_The task_. Extract, in full, the lines below, beginning at the first and ending with the line that contains "const moneyTab = ref(0)". Pictures do not belong in the copy.

○ ○ ○ ○

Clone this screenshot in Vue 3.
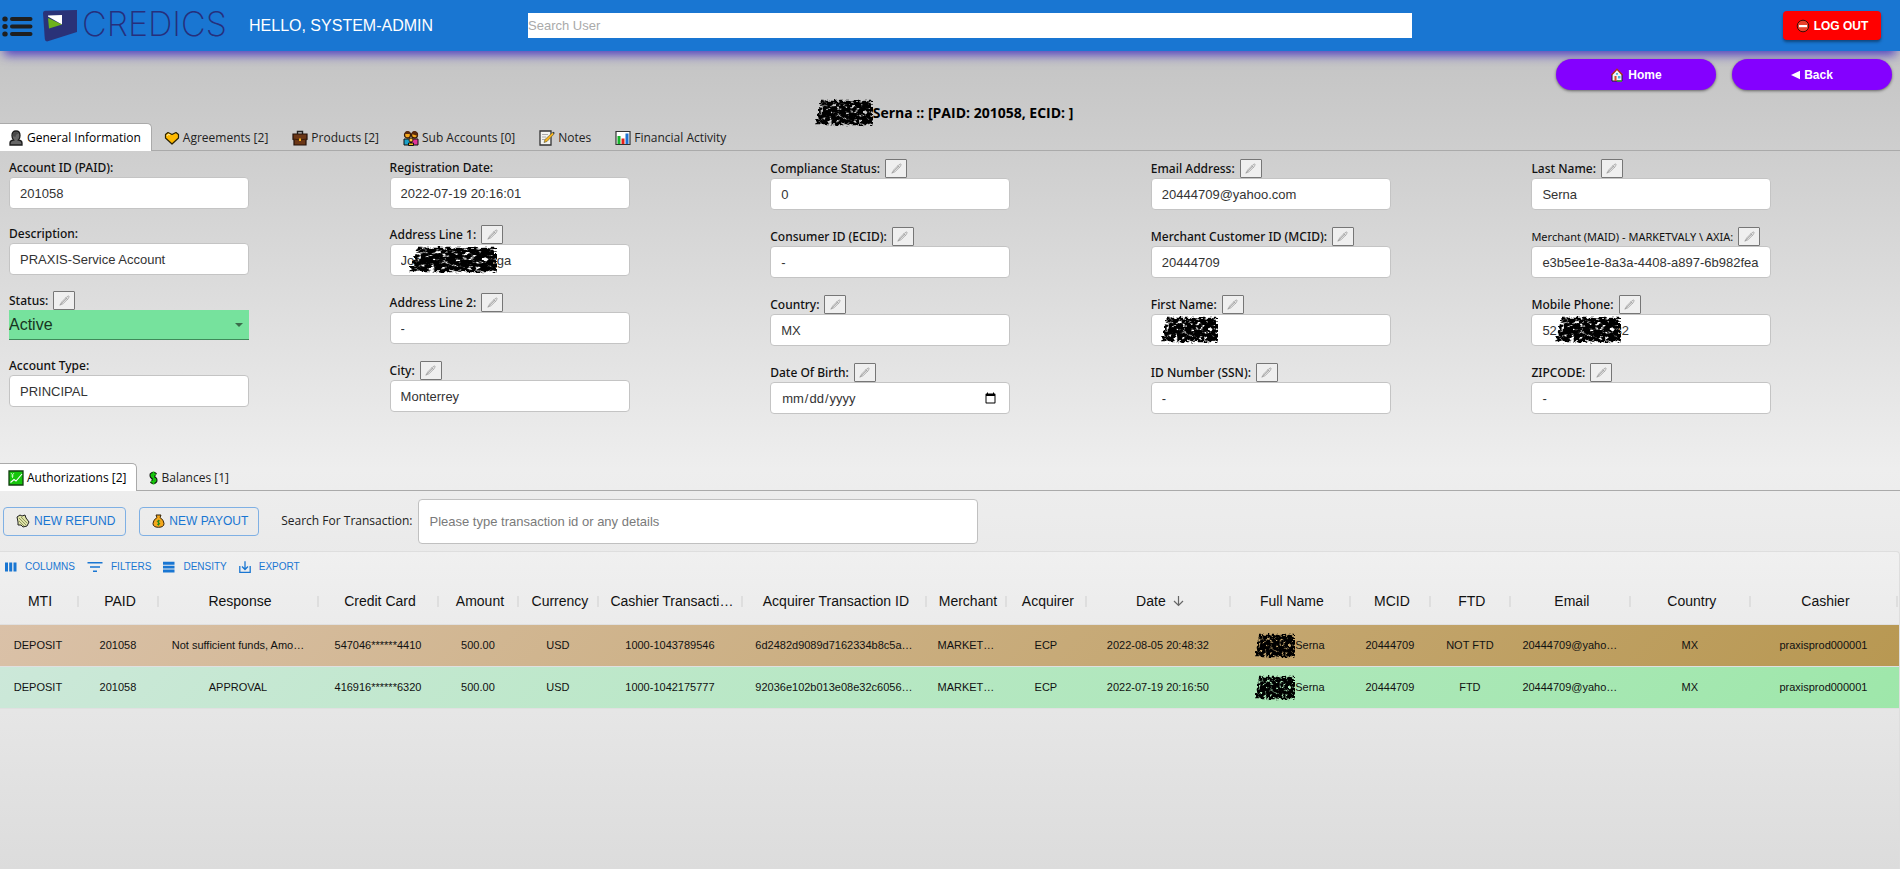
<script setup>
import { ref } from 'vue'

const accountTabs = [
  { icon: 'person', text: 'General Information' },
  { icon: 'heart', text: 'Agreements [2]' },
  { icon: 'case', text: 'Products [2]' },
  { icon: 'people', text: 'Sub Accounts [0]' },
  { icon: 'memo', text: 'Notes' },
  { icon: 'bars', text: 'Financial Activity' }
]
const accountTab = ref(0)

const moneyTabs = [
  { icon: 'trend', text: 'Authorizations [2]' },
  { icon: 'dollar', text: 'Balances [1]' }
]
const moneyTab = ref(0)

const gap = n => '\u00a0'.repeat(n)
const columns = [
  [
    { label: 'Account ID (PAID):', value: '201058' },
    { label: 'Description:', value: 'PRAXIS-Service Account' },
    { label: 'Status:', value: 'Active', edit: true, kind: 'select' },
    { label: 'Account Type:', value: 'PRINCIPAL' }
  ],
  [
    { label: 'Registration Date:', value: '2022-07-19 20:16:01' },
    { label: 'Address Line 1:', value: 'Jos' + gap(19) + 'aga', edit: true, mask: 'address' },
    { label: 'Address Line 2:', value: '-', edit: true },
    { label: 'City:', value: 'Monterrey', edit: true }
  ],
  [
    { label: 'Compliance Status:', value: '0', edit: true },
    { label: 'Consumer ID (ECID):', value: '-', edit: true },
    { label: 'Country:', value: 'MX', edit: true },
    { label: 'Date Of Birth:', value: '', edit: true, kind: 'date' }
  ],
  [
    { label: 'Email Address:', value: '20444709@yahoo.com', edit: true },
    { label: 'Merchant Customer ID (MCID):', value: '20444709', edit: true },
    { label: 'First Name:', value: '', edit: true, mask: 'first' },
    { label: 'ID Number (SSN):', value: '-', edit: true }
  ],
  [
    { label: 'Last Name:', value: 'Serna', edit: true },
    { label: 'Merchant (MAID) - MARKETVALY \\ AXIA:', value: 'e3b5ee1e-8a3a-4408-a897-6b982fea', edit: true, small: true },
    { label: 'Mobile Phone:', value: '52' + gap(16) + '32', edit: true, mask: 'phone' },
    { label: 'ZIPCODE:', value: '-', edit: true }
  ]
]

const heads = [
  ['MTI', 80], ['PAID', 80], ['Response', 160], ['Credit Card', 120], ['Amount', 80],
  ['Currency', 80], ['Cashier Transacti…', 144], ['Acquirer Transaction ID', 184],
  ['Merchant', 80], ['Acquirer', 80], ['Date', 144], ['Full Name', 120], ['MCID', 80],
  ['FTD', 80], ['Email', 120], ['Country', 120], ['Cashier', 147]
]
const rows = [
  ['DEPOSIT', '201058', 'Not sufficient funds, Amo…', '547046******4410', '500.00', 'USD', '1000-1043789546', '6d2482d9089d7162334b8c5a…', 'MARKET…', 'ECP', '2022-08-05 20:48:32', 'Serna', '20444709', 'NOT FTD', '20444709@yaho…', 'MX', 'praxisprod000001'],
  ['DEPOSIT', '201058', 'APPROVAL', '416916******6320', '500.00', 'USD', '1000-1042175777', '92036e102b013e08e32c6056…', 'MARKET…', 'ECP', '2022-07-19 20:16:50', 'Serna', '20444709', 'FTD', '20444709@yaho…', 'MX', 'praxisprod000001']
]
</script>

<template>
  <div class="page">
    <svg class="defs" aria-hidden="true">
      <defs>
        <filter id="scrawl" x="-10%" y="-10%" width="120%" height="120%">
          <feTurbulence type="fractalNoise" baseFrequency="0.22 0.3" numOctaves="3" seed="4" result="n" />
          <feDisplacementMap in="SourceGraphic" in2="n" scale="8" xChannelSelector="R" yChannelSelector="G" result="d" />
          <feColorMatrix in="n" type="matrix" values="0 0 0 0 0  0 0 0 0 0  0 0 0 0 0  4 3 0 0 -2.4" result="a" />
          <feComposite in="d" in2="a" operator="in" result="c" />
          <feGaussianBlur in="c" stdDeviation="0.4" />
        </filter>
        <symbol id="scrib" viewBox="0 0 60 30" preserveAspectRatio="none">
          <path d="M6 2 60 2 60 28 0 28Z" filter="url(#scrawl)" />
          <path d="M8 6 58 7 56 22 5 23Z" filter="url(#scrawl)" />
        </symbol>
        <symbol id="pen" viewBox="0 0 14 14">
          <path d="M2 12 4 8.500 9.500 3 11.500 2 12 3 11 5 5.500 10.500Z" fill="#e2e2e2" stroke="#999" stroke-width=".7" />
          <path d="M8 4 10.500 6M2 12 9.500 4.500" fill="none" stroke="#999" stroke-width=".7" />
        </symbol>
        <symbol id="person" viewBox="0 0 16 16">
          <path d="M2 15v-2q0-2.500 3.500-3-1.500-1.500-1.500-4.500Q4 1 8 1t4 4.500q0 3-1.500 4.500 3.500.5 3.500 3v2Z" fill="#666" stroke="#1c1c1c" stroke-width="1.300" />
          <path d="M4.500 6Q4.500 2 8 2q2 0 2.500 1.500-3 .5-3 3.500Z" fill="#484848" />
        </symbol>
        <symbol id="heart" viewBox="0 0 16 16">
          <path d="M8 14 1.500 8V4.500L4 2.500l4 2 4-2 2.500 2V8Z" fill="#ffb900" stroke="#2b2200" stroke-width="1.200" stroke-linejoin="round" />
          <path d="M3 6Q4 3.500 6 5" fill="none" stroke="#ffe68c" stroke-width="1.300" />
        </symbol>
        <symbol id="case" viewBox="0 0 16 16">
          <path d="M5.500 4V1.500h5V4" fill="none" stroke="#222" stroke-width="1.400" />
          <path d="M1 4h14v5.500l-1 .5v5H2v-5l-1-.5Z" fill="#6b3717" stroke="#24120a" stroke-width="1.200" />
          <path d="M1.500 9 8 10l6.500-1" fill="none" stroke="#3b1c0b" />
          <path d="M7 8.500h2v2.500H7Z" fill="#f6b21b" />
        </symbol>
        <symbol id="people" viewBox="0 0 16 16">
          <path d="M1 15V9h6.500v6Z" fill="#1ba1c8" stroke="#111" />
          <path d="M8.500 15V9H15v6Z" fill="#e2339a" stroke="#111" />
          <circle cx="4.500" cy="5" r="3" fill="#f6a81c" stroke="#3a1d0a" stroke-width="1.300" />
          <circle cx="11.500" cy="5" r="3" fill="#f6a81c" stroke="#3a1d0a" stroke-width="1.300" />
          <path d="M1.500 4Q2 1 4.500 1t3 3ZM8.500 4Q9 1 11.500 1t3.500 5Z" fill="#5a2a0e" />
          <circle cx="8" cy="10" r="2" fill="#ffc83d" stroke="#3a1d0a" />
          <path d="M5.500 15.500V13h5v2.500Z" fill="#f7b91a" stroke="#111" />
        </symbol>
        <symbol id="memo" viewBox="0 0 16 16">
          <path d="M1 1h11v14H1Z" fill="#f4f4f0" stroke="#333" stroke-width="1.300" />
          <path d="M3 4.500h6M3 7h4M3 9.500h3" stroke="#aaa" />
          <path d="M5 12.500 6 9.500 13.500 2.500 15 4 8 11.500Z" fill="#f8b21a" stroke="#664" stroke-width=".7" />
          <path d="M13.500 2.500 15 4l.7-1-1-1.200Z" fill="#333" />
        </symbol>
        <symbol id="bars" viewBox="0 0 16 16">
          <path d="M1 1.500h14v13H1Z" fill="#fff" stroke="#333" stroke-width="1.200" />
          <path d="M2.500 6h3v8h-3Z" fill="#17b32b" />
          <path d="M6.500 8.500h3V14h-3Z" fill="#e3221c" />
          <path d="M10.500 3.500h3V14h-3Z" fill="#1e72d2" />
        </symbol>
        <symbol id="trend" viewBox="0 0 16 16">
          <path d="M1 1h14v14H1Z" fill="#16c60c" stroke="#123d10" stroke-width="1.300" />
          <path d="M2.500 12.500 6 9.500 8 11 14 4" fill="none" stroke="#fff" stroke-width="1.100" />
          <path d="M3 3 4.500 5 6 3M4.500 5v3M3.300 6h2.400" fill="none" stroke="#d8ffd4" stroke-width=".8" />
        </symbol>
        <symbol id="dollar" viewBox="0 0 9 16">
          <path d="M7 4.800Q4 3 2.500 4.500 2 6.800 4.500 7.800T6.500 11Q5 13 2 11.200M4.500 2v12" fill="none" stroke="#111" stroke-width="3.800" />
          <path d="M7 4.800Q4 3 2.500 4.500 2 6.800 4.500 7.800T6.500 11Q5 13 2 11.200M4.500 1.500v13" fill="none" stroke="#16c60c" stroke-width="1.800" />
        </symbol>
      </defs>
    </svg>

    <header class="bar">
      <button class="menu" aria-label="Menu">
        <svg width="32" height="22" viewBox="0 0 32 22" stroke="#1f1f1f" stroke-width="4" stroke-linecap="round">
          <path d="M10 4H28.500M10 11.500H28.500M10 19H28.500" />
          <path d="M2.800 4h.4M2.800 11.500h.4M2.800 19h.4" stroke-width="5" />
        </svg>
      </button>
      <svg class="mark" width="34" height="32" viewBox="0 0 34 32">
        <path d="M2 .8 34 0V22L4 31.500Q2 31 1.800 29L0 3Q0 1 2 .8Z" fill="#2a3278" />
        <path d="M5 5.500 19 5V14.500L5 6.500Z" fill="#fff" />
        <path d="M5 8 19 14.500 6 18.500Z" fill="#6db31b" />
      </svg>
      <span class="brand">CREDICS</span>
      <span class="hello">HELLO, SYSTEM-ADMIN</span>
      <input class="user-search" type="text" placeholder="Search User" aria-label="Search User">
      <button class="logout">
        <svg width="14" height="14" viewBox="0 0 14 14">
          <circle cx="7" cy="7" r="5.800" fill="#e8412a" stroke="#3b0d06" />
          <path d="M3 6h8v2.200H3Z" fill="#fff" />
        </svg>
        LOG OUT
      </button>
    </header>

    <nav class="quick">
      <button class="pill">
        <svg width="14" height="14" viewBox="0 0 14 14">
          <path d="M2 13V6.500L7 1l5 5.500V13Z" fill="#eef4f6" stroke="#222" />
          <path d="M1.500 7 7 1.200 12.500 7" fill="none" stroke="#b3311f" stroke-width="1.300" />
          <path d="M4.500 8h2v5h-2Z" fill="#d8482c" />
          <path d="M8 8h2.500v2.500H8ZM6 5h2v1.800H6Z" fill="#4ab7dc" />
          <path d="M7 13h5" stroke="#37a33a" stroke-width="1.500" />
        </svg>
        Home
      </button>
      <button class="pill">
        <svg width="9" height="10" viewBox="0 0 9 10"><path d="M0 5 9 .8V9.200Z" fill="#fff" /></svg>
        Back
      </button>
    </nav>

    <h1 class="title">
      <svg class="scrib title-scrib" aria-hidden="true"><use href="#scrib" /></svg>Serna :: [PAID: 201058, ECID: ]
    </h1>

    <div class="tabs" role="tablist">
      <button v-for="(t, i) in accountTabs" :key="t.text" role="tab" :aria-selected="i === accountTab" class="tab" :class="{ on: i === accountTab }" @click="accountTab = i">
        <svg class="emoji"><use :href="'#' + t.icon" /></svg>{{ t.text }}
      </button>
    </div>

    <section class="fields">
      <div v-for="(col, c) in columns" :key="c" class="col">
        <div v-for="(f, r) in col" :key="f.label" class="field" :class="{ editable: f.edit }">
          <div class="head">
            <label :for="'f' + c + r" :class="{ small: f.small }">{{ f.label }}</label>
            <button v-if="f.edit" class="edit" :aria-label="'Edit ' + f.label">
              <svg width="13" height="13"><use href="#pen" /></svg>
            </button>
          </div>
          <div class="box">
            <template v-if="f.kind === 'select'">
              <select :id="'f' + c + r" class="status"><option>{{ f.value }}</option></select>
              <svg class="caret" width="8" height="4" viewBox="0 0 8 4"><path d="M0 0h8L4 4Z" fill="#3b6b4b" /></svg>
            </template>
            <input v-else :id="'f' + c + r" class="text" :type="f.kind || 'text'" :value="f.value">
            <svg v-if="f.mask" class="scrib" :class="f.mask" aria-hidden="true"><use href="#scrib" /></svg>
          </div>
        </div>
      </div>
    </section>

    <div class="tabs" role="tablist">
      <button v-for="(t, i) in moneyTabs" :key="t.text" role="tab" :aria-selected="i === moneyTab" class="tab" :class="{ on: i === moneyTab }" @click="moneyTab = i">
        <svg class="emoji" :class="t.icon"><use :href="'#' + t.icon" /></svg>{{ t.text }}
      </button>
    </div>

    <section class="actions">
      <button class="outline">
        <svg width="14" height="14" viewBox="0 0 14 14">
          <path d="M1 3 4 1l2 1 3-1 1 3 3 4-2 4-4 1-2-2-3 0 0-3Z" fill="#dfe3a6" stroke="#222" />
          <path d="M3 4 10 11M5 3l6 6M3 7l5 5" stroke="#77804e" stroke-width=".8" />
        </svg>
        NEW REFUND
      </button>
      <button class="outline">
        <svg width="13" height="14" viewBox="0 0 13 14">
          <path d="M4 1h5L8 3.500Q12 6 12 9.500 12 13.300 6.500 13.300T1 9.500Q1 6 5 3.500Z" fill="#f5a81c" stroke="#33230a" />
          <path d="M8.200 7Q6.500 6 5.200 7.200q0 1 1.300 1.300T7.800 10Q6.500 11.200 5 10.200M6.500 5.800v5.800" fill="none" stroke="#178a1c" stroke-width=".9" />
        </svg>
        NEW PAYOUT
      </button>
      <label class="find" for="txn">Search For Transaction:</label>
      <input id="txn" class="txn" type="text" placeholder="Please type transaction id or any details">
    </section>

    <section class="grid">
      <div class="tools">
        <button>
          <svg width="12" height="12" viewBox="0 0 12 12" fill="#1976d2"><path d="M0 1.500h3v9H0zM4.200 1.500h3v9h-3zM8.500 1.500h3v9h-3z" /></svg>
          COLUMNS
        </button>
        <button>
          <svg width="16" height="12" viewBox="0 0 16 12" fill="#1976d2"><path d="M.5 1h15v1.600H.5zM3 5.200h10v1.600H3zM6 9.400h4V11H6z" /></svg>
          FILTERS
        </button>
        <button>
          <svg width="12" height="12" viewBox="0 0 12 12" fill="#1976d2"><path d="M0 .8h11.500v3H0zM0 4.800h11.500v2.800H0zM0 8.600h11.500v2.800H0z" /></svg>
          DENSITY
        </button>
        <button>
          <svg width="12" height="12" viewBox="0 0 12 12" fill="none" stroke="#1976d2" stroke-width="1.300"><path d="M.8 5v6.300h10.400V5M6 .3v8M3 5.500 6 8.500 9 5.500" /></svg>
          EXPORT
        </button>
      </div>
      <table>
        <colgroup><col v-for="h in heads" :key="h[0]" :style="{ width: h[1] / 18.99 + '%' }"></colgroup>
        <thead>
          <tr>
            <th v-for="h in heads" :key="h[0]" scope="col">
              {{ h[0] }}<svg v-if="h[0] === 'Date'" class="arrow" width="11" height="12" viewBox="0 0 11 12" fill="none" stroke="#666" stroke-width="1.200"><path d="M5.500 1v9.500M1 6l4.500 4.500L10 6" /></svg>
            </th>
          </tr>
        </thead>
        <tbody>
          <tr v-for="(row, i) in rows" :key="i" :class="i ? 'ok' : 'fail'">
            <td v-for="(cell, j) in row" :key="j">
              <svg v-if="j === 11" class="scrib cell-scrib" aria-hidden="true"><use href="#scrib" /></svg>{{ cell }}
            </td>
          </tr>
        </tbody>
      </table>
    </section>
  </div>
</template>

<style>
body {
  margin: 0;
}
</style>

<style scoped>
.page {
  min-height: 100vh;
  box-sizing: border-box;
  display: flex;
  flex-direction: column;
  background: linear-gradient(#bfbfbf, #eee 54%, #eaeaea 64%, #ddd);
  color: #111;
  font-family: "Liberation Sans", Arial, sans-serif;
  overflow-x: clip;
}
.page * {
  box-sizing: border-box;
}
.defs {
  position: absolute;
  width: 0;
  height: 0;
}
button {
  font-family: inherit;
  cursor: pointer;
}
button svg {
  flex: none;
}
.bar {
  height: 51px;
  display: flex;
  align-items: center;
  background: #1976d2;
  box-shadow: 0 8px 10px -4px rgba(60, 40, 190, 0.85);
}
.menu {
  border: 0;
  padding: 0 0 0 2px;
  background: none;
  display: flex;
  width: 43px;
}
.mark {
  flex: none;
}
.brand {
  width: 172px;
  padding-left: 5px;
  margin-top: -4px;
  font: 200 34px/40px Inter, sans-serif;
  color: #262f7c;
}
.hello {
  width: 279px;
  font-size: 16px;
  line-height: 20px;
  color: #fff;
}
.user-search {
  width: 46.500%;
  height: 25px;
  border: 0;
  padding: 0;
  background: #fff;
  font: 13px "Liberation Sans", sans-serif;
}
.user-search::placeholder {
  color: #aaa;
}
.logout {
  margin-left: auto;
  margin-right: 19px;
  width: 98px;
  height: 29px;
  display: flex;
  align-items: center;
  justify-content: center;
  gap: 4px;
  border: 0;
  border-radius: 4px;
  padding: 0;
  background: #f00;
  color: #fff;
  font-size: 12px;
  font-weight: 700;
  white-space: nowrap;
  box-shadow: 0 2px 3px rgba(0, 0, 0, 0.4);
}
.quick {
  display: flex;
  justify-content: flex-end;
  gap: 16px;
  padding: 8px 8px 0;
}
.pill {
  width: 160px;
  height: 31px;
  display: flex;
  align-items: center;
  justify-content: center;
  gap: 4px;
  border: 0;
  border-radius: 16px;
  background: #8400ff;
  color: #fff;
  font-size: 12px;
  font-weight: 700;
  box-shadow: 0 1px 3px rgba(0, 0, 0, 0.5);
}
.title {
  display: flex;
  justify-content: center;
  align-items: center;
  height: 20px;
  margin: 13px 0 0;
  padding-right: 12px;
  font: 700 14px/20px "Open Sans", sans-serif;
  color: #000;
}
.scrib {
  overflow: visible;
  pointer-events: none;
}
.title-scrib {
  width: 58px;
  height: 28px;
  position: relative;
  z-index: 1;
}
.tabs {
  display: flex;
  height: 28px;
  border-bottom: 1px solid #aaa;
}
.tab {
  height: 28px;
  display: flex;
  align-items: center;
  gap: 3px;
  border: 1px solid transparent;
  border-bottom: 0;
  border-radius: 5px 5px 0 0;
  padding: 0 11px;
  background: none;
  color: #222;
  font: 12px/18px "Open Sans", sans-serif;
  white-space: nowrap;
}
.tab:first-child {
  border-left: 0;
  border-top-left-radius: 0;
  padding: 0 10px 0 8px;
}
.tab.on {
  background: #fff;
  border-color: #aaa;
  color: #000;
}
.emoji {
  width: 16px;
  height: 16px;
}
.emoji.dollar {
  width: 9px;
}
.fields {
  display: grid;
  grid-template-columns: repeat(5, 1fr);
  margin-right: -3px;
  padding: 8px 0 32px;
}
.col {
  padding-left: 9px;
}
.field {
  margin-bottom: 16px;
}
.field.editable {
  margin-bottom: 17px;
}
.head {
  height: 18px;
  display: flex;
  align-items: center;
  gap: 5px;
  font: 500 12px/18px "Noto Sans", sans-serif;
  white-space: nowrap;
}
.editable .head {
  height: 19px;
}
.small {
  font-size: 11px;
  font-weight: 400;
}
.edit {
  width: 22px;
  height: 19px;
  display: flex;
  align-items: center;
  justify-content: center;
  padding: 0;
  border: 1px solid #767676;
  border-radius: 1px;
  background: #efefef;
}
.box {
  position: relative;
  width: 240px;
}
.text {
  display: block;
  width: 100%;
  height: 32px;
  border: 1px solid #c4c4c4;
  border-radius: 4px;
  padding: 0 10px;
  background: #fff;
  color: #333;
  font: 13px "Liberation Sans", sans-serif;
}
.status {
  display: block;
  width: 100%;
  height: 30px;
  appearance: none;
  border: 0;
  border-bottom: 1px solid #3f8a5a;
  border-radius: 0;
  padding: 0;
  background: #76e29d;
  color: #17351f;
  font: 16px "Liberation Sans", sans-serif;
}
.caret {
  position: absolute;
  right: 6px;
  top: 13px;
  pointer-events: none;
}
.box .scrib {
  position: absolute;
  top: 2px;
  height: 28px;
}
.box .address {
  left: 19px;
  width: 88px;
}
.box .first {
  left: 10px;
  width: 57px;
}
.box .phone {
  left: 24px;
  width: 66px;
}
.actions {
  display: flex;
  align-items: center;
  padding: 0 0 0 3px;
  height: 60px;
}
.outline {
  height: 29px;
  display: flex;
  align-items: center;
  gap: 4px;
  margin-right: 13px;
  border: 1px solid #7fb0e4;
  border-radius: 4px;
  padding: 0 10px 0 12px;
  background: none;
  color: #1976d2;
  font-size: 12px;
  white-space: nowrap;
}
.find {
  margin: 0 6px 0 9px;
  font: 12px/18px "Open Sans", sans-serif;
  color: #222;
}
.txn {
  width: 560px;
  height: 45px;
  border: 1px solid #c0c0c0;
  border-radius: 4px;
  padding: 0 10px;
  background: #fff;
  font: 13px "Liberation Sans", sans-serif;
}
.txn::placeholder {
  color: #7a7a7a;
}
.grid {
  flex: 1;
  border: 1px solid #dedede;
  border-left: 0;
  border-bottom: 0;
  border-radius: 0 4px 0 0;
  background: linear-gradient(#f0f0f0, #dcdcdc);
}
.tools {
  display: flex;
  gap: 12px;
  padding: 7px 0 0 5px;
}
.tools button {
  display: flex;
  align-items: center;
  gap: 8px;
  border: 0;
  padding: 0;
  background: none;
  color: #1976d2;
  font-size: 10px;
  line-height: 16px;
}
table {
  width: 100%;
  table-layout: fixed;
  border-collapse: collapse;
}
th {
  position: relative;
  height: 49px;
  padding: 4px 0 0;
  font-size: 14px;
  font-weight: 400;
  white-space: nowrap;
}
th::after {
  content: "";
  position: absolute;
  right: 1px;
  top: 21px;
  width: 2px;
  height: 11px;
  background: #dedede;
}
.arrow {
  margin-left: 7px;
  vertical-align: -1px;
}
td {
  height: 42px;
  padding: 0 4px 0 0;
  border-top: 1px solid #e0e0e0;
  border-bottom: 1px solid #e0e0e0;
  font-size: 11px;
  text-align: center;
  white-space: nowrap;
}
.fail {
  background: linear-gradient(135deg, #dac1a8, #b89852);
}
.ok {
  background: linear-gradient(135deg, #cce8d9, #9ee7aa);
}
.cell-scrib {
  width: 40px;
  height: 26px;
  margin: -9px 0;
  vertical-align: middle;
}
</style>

○ ○ ○ ○

_Result of this task_.
Clone this screenshot in Vue 3.
<script setup>
import { ref } from 'vue'

const accountTabs = [
  { icon: 'person', text: 'General Information' },
  { icon: 'heart', text: 'Agreements [2]' },
  { icon: 'case', text: 'Products [2]' },
  { icon: 'people', text: 'Sub Accounts [0]' },
  { icon: 'memo', text: 'Notes' },
  { icon: 'bars', text: 'Financial Activity' }
]
const accountTab = ref(0)

const moneyTabs = [
  { icon: 'trend', text: 'Authorizations [2]' },
  { icon: 'dollar', text: 'Balances [1]' }
]
const moneyTab = ref(0)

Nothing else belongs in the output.